A Thousand Miles from Nowhere
University of Texas Press 2012
Born in Kentucky, raised in Ohio, apprenticed in Los Angeles, Dwight Yoakam is not your typical mainstream country music star. Indeed, his honky-tonk style of country has always been a throwback to an earlier era, one in which Merle Haggard, Emmylou Harris, and Buck Owens ruled the airwaves. It seems an anomaly that Yoakam was at his commercial peak in the days of Garth Brooks and Brooks and Dunn. In Dwight Yoakam: A Thousand Miles from Nowhere (University of Texas Press, 2012), music writer Don McLeese details the history of Yoakam and, especially, his music from an early failed attempt at Nashville acceptance to his tooth-cutting days in the L.A. punk and roots music scene of the early 1980s. They key to Yoakam’s success, writes McLeese, was his vision and determination to make it on mainstream country radio, and make it he did. In the late-80’s through the 90’s Yoakam was one of country music’s biggest stars.
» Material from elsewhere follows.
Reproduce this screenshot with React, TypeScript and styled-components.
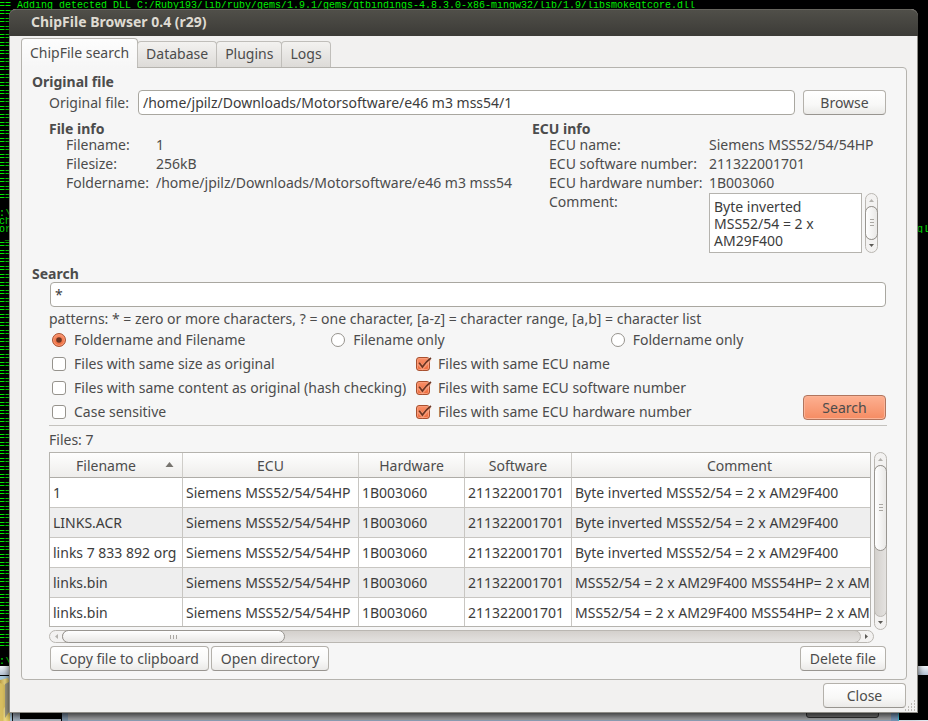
import React from "react";
import styled, { createGlobalStyle, css } from "styled-components";

const ink = "#4c4c4c";
const line = "#b5b3ae";

const GlobalStyle = createGlobalStyle`
  * { box-sizing: border-box; }
  body { margin: 0; background: #000; }
  body, button, input, textarea {
    font-family: "Noto Sans", "Open Sans", sans-serif;
    font-size: 14px;
    line-height: 19px;
    color: ${ink};
  }
`;

/* ---------- desktop behind the window ---------- */

const Desktop = styled.div`
  position: relative;
  min-height: 100vh;
  padding: 9px 10px 9px 9px;
  overflow: hidden;
`;

const Backdrop = styled.div`
  position: absolute;
  inset: 0;
  overflow: hidden;
  background: #000;
`;

const Terminal = styled.div`
  position: absolute;
  top: 1px;
  left: -1px;
  right: -1px;
  font-family: "Liberation Mono", monospace;
  font-size: 10px;
  line-height: 10px;
  color: #00f000;
`;

const TerminalRow = styled.div`
  display: flex;
  justify-content: space-between;
  height: 8px;
  overflow: hidden;
  white-space: pre;
`;

const LowerDesktop = styled.svg`
  position: absolute;
  left: 0;
  bottom: 0;
  display: block;
  width: 100%;
  height: 56px;
`;

/* ---------- window ---------- */

const Window = styled.main`
  position: relative;
  border: 1px solid #8e8c86;
  border-top: 0;
  border-radius: 7px 7px 0 0;
  background: #f2f1f0;
  box-shadow: 0 3px 7px rgba(0, 0, 0, 0.7);
`;

const TitleBar = styled.header`
  height: 27px;
  margin: 0 -1px;
  padding: 0 22px;
  border-top: 1px solid #66645d;
  border-radius: 7px 7px 0 0;
  background: linear-gradient(#504f49, #3c3b37);
`;

const Title = styled.h1`
  margin: 0;
  font-size: 14px;
  line-height: 23px;
  font-weight: 700;
  color: #dfdbd2;
`;

const Body = styled.div`
  padding: 2px 10px 4px 11px;
`;

const Tabs = styled.nav`
  display: flex;
  align-items: flex-end;
  position: relative;
`;

const Tab = styled.button<{ $active?: boolean }>`
  height: 26px;
  padding: 0 8px 2px;
  margin: 0 0 0 -1px;
  border: 1px solid #c0beba;
  border-bottom: 0;
  border-radius: 4px 4px 0 0;
  background: linear-gradient(#f3f2f0, #dddbd8);
  white-space: nowrap;
  ${(p) =>
    p.$active &&
    css`
      height: 30px;
      margin: 0 0 -1px;
      padding-bottom: 3px;
      border-color: ${line};
      background: linear-gradient(#fdfdfd, #f6f6f6);
    `}
`;

const Panel = styled.section`
  padding: 5px 19px 8px 10px;
  border: 1px solid ${line};
  border-radius: 0 4px 4px 4px;
  background: #f6f6f6;
`;

const Indented = styled.div`
  padding-left: 17px;
`;

const Heading = styled.h2<{ $small?: boolean }>`
  margin: 0;
  font-size: 14px;
  font-weight: 700;
  line-height: ${(p) => (p.$small ? 15 : 17)}px;
`;

const Button = styled.button<{ $primary?: boolean }>`
  height: 25px;
  min-width: 83px;
  margin: 0 1px;
  padding: 0 9px;
  border: 1px solid #b4b1ab;
  border-bottom-color: #989590;
  border-radius: 4px;
  background: linear-gradient(#ffffff, #f8f8f7 60%, #ebeae8);
  line-height: 22px;
  white-space: nowrap;
  ${(p) =>
    p.$primary &&
    css`
      border-color: #b0755e;
      background: linear-gradient(#fdb091, #f58c63);
      box-shadow: inset 0 0 0 1px #fcb497;
    `}
`;

const TextInput = styled.input`
  display: block;
  flex: 1;
  min-width: 0;
  width: 100%;
  height: 25px;
  padding: 0 4px;
  border: 1px solid #a9a7a0;
  border-radius: 4px;
  background: #fff;
  color: #3c3c3c;
`;

const Inset = styled.div`
  padding: 0 1px;
`;

const FileRow = styled.div`
  display: flex;
  align-items: center;
  gap: 8px;
  margin-bottom: 6px;
  label { margin-right: 1px; }
  button { margin-left: 0; }
`;

const InfoColumns = styled.div`
  display: grid;
  grid-template-columns: minmax(0, 1fr) 355px;
  min-height: 144px;
`;

const InfoList = styled.dl<{ $label: number }>`
  display: grid;
  grid-template-columns: ${(p) => p.$label}px minmax(0, 1fr);
  grid-auto-rows: minmax(19px, auto);
  margin: 0;
  padding-left: 17px;
  line-height: 17px;
  white-space: nowrap;
  dd { margin: 0; }
`;

const CommentBox = styled.div`
  display: grid;
  grid-template-columns: 153px 13px;
  gap: 3px;
  height: 60px;
`;

const CommentArea = styled.textarea`
  height: 60px;
  padding: 4px;
  border: 1px solid ${line};
  border-radius: 0;
  background: #fff;
  color: #3c3c3c;
  line-height: 17px;
  resize: none;
  overflow: hidden;
`;

/* ---------- option controls ---------- */

const Hint = styled.p`
  margin: 3px 0 0;
  line-height: 18px;
`;

const RadioRow = styled.div`
  display: grid;
  grid-template-columns: repeat(3, 1fr);
`;

const OptionArea = styled.div`
  display: flex;
  align-items: flex-end;
  justify-content: space-between;
  padding-bottom: 1px;
  border-bottom: 1px solid #c4c2be;
`;

const OptionGrid = styled.div`
  display: grid;
  grid-template-columns: 364px auto;
`;

const SearchSlot = styled.div`
  padding-bottom: 4px;
`;

const OptionLabel = styled.label`
  display: flex;
  align-items: center;
  gap: 8px;
  height: 24px;
  padding: 0 0 2px 3px;
  white-space: nowrap;
`;

const Mark = styled.span`
  position: relative;
  display: flex;
  padding-top: 2px;
  svg {
    position: absolute;
    left: 0;
    top: 1px;
    pointer-events: none;
  }
`;

const choice = css`
  appearance: none;
  width: 14px;
  height: 14px;
  margin: 0;
  border: 1px solid #96938d;
  background: #fff;
  &:checked {
    border-color: #a8502f;
    background: linear-gradient(#f98f68, #ee6c3d);
    box-shadow: inset 0 0 0 1px #f99b78;
  }
`;

const Checkbox = styled.input`
  ${choice}
  border-radius: 3px;
`;

const Radio = styled.input`
  ${choice}
  border-radius: 50%;
`;

/* ---------- file table ---------- */

const FileCount = styled.p`
  margin: 4px 0 3px;
`;

const TableArea = styled.div`
  display: grid;
  grid-template-columns: minmax(0, 1fr) 13px;
  column-gap: 3px;
  height: 178px;
`;

const Viewport = styled.div`
  height: 175px;
  border: 1px solid ${line};
  overflow: hidden;
  background: #fff;
`;

const Table = styled.table`
  width: calc(100% + 38px);
  table-layout: fixed;
  border-collapse: separate;
  border-spacing: 0;
  white-space: nowrap;
  color: #3c3c3c;
`;

const Col = styled.col<{ $width?: number }>`
  width: ${(p) => (p.$width ? `${p.$width}px` : "auto")};
`;

const HeadCell = styled.th`
  height: 25px;
  padding: 0 20px 0 0;
  border-right: 1px solid #cfcdc9;
  border-bottom: 1px solid #aeaca7;
  background: linear-gradient(#fefefe, #eeedeb);
  font-weight: 400;
  color: ${ink};
  &:not(:first-child) { padding: 0; }
  &:first-child { position: relative; }
  svg { position: absolute; right: 8px; top: 8px; }
`;

const Row = styled.tr`
  &:nth-child(even) { background: #eeeeee; }
`;

const Cell = styled.td`
  height: 30px;
  padding: 0 3px;
  border-right: 1px solid #c8c6c2;
  border-bottom: 1px solid #c8c6c2;
`;

const Footer = styled.div`
  display: flex;
  margin-top: 3px;
`;

const Spacer = styled.div`
  flex: 1;
`;

const Actions = styled.footer`
  display: flex;
  justify-content: flex-end;
  margin-top: 3px;
`;

const Grip = styled.svg`
  position: absolute;
  right: 1px;
  bottom: 1px;
`;

/* ---------- scroll bars ---------- */

const Bar = styled.div<{ $across?: boolean }>`
  display: flex;
  flex-direction: ${(p) => (p.$across ? "row" : "column")};
  ${(p) => (p.$across ? "height: 13px; margin-right: 13px;" : "height: 100%;")}
  border: 1px solid #bab7b2;
  border-radius: 7px;
  background: #f3f2f1;
`;

const BarButton = styled.button`
  display: flex;
  align-items: center;
  justify-content: center;
  flex: 0 0 13px;
  min-width: 0;
  padding: 0;
  border: 0;
  background: transparent;
`;

const Track = styled.div<{ $across?: boolean }>`
  flex: 1;
  display: flex;
  flex-direction: ${(p) => (p.$across ? "row" : "column")};
  margin: -1px;
  border: 1px solid #bab7b2;
  border-radius: 7px;
  background: linear-gradient(${(p) => (p.$across ? "to bottom" : "to right")}, #d3d0cc, #e4e2e0);
`;

const Thumb = styled.div<{ $across?: boolean; $size: number }>`
  display: flex;
  align-items: center;
  justify-content: center;
  flex: 0 0 ${(p) => (p.$size === 100 ? "calc(100% + 2px)" : `${p.$size}%`)};
  margin: -1px;
  border: 1px solid #989590;
  border-radius: 7px;
  background: linear-gradient(${(p) => (p.$across ? "to bottom" : "to right")}, #ffffff, #e9e8e6);
`;

const turns = { up: 0, right: 90, down: 180, left: 270 };

function Arrow({ to, faint }: { to: keyof typeof turns; faint?: boolean }) {
  return (
    <svg width="7" height="7" viewBox="0 0 7 7" aria-hidden="true">
      <path
        d="M1 5 L3.5 2 L6 5Z"
        fill={faint ? "#b4b2ae" : "#5c5a56"}
        transform={`rotate(${turns[to]} 3.5 3.5)`}
      />
    </svg>
  );
}

function ScrollBar({ across, size }: { across?: boolean; size: number }) {
  return (
    <Bar $across={across}>
      <BarButton aria-label={across ? "Scroll left" : "Scroll up"}>
        <Arrow to={across ? "left" : "up"} faint />
      </BarButton>
      <Track $across={across}>
        <Thumb $across={across} $size={size}>
          <svg width="8" height="8" viewBox="0 0 8 8" aria-hidden="true">
            <path
              d={across ? "M.5 2v4M3.5 2v4M6.500 2v4" : "M2 .5h4M2 3.5h4M2 6.5h4"}
              stroke="#aaa7a2"
            />
          </svg>
        </Thumb>
      </Track>
      <BarButton aria-label={across ? "Scroll right" : "Scroll down"}>
        <Arrow to={across ? "right" : "down"} />
      </BarButton>
    </Bar>
  );
}

/* ---------- data ---------- */

const terminalRows: [string, string?][] = [
  [
    "== Adding detected DLL C:/Ruby193/lib/ruby/gems/1.9.1/gems/qtbindings-4.8.3.0-x86-mingw32/lib/1.9/libsmokeqtcore.dll",
  ],
  ...Array.from({ length: 24 }, (): [string] => ["=="]),
  [" "],
  [":\\"],
  ["ch"],
  ["or", "ql"],
  [" _"],
  ...Array.from({ length: 51 }, (): [string] => ["=="]),
  [" "],
  [":\\"],
];

const ecu = "Siemens MSS52/54/54HP";
const inverted = "Byte inverted MSS52/54 = 2 x AM29F400";
const dual = "MSS52/54 = 2 x AM29F400 MSS54HP= 2 x AM29F800";

const files = [
  ["1", ecu, "1B003060", "211322001701", inverted],
  ["LINKS.ACR", ecu, "1B003060", "211322001701", inverted],
  ["links 7 833 892 org", ecu, "1B003060", "211322001701", inverted],
  ["links.bin", ecu, "1B003060", "211322001701", dual],
  ["links.bin", ecu, "1B003060", "211322001701", dual],
];

const options = [
  ["Files with same size as original", false],
  ["Files with same ECU name", true],
  ["Files with same content as original (hash checking)", false],
  ["Files with same ECU software number", true],
  ["Case sensitive", false],
  ["Files with same ECU hardware number", true],
] as const;

function CheckOption({ label, on }: { label: string; on: boolean }) {
  return (
    <OptionLabel>
      <Mark>
        <Checkbox type="checkbox" defaultChecked={on} />
        {on && (
          <svg width="16" height="15" viewBox="0 0 16 15" aria-hidden="true">
            <path d="M3 7.500 L6.500 11.500 L14 3" fill="none" stroke="#fbb79c" strokeWidth="4" opacity=".5" />
            <path d="M3.2 6.8 L6.4 11 Q10 5.500 15 2" fill="none" stroke="#6b3522" strokeWidth="1.700" />
          </svg>
        )}
      </Mark>
      {label}
    </OptionLabel>
  );
}

function RadioOption({ label, on }: { label: string; on?: boolean }) {
  return (
    <OptionLabel>
      <Mark>
        <Radio type="radio" name="scope" defaultChecked={on} />
        {on && (
          <svg width="14" height="16" viewBox="0 0 14 16" aria-hidden="true">
            <circle cx="7" cy="8" r="2.8" fill="#6b3522" />
          </svg>
        )}
      </Mark>
      {label}
    </OptionLabel>
  );
}

function DesktopBackdrop() {
  return (
    <Backdrop aria-hidden="true">
      <Terminal>
        {terminalRows.map(([left, right], i) => (
          <TerminalRow key={i}>
            <span>{left}</span>
            {right && <span>{right}</span>}
          </TerminalRow>
        ))}
      </Terminal>
      <LowerDesktop viewBox="0 0 928 56" preserveAspectRatio="none">
        <defs>
          <linearGradient id="strip" x1="0" y1="0" x2="0" y2="1">
            <stop offset="0" stopColor="#f4f7fb" />
            <stop offset="1" stopColor="#b5c2d4" />
          </linearGradient>
          <linearGradient id="folder" x1="0" y1="0" x2="1" y2="0">
            <stop offset="0" stopColor="#b99a45" />
            <stop offset="0.5" stopColor="#f1dd86" />
            <stop offset="1" stopColor="#d8bd58" />
          </linearGradient>
        </defs>
        <rect y="0" width="12" height="9" fill="url(#strip)" />
        <rect y="10" width="12" height="46" fill="#a9c9dc" />
        <path d="M0 14 L8 12 L10 16 V56 H0Z" fill="url(#folder)" />
        <path d="M5 18 L9 16 V46 L5 52Z" fill="#9f9b86" />
        <path d="M0 17 L5 19 V41 L3 43 V56 H0Z" fill="#d9bf60" />
        <rect x="12" y="46" width="8" height="10" fill="#a9b6c5" />
        <rect x="12" y="46" width="1" height="10" fill="#111" />
        <rect x="20" y="53" width="41" height="3" fill="#b4bcc4" />
        <rect x="62" y="46" width="829" height="10" fill="#a7a9ab" />
        <rect x="62" y="46" width="6" height="10" fill="#8297ad" />
        <rect x="68" y="54" width="823" height="1" fill="#93a6bd" />
        <rect x="68" y="55" width="823" height="1" fill="#c3d3e6" />
        <path d="M806.500 46 V49 Q806.500 51.500 809 51.500 H876 Q878.500 51.500 878.500 49 V46" fill="#777" stroke="#333" />
        <rect x="891" y="46" width="7" height="10" fill="#7c9cc0" />
        <rect x="898" y="46" width="1" height="10" fill="#42c4dc" />
        <rect x="899" y="54" width="29" height="2" fill="#dfe7ef" />
        <rect x="918" y="0" width="10" height="9" fill="url(#strip)" />
      </LowerDesktop>
    </Backdrop>
  );
}

export default function App() {
  return (
    <Desktop>
      <GlobalStyle />
      <DesktopBackdrop />
      <Window>
        <TitleBar>
          <Title>ChipFile Browser 0.4 (r29)</Title>
        </TitleBar>
        <Body>
          <Tabs>
            <Tab $active>ChipFile search</Tab>
            <Tab>Database</Tab>
            <Tab>Plugins</Tab>
            <Tab>Logs</Tab>
          </Tabs>
          <Panel>
            <Heading>Original file</Heading>
            <Indented>
              <FileRow>
                <label htmlFor="original">Original file:</label>
                <TextInput
                  id="original"
                  defaultValue="/home/jpilz/Downloads/Motorsoftware/e46 m3 mss54/1"
                />
                <Button>Browse</Button>
              </FileRow>
              <InfoColumns>
                <div>
                  <Heading $small>File info</Heading>
                  <InfoList $label={90}>
                    <dt>Filename:</dt>
                    <dd>1</dd>
                    <dt>Filesize:</dt>
                    <dd>256kB</dd>
                    <dt>Foldername:</dt>
                    <dd>/home/jpilz/Downloads/Motorsoftware/e46 m3 mss54</dd>
                  </InfoList>
                </div>
                <div>
                  <Heading $small>ECU info</Heading>
                  <InfoList $label={160}>
                    <dt>ECU name:</dt>
                    <dd>{ecu}</dd>
                    <dt>ECU software number:</dt>
                    <dd>211322001701</dd>
                    <dt>ECU hardware number:</dt>
                    <dd>1B003060</dd>
                    <dt>
                      <label htmlFor="comment">Comment:</label>
                    </dt>
                    <dd>
                      <CommentBox>
                        <CommentArea id="comment" readOnly value={inverted} />
                        <ScrollBar size={100} />
                      </CommentBox>
                    </dd>
                  </InfoList>
                </div>
              </InfoColumns>
            </Indented>
            <Heading>
              <label htmlFor="pattern">Search</label>
            </Heading>
            <Indented>
              <Inset>
                <TextInput id="pattern" defaultValue="*" />
              </Inset>
              <Hint>
                patterns: * = zero or more characters, ? = one character, [a-z] = character
                range, [a,b] = character list
              </Hint>
              <RadioRow>
                <RadioOption label="Foldername and Filename" on />
                <RadioOption label="Filename only" />
                <RadioOption label="Foldername only" />
              </RadioRow>
              <OptionArea>
                <OptionGrid>
                  {options.map(([label, on]) => (
                    <CheckOption key={label} label={label} on={on} />
                  ))}
                </OptionGrid>
                <SearchSlot>
                  <Button $primary>Search</Button>
                </SearchSlot>
              </OptionArea>
              <FileCount>Files: 7</FileCount>
              <TableArea>
                <Viewport>
                  <Table>
                    <colgroup>
                      <Col $width={133} />
                      <Col $width={176} />
                      <Col $width={106} />
                      <Col $width={107} />
                      <Col />
                    </colgroup>
                    <thead>
                      <tr>
                        <HeadCell>
                          Filename
                          <svg width="9" height="7" viewBox="0 0 9 7" aria-hidden="true">
                            <path d="M0.500 6 L4.500 1 L8.500 6Z" fill="#77746f" />
                          </svg>
                        </HeadCell>
                        <HeadCell>ECU</HeadCell>
                        <HeadCell>Hardware</HeadCell>
                        <HeadCell>Software</HeadCell>
                        <HeadCell>Comment</HeadCell>
                      </tr>
                    </thead>
                    <tbody>
                      {files.map((cells, r) => (
                        <Row key={r}>
                          {cells.map((text, c) => (
                            <Cell key={c}>{text}</Cell>
                          ))}
                        </Row>
                      ))}
                    </tbody>
                  </Table>
                </Viewport>
                <ScrollBar size={57} />
              </TableArea>
              <ScrollBar across size={28} />
              <Footer>
                <Button>Copy file to clipboard</Button>
                <Button>Open directory</Button>
                <Spacer />
                <Button>Delete file</Button>
              </Footer>
            </Indented>
          </Panel>
          <Actions>
            <Button>Close</Button>
          </Actions>
        </Body>
        <Grip width="11" height="11" viewBox="0 0 11 11" aria-hidden="true">
          <path
            d="M9 1h1M6 4h4M3 7h7M0 10h10"
            stroke="#bdbab5"
            strokeWidth="2"
            strokeDasharray="1 2"
          />
        </Grip>
      </Window>
    </Desktop>
  );
}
Importantly, true to his punk rock roots, he did it on his own terms, making the music that he wanted to make, presenting himself as a character of his own creation.
Don McLeese was formerly the pop music critic for the Chicago Sun-Times and the Austin American-Statesman, as well as country columnist and contributor to Rolling Stone and a senior editor for No Depression. He currently teaches journalism at the University of Iowa.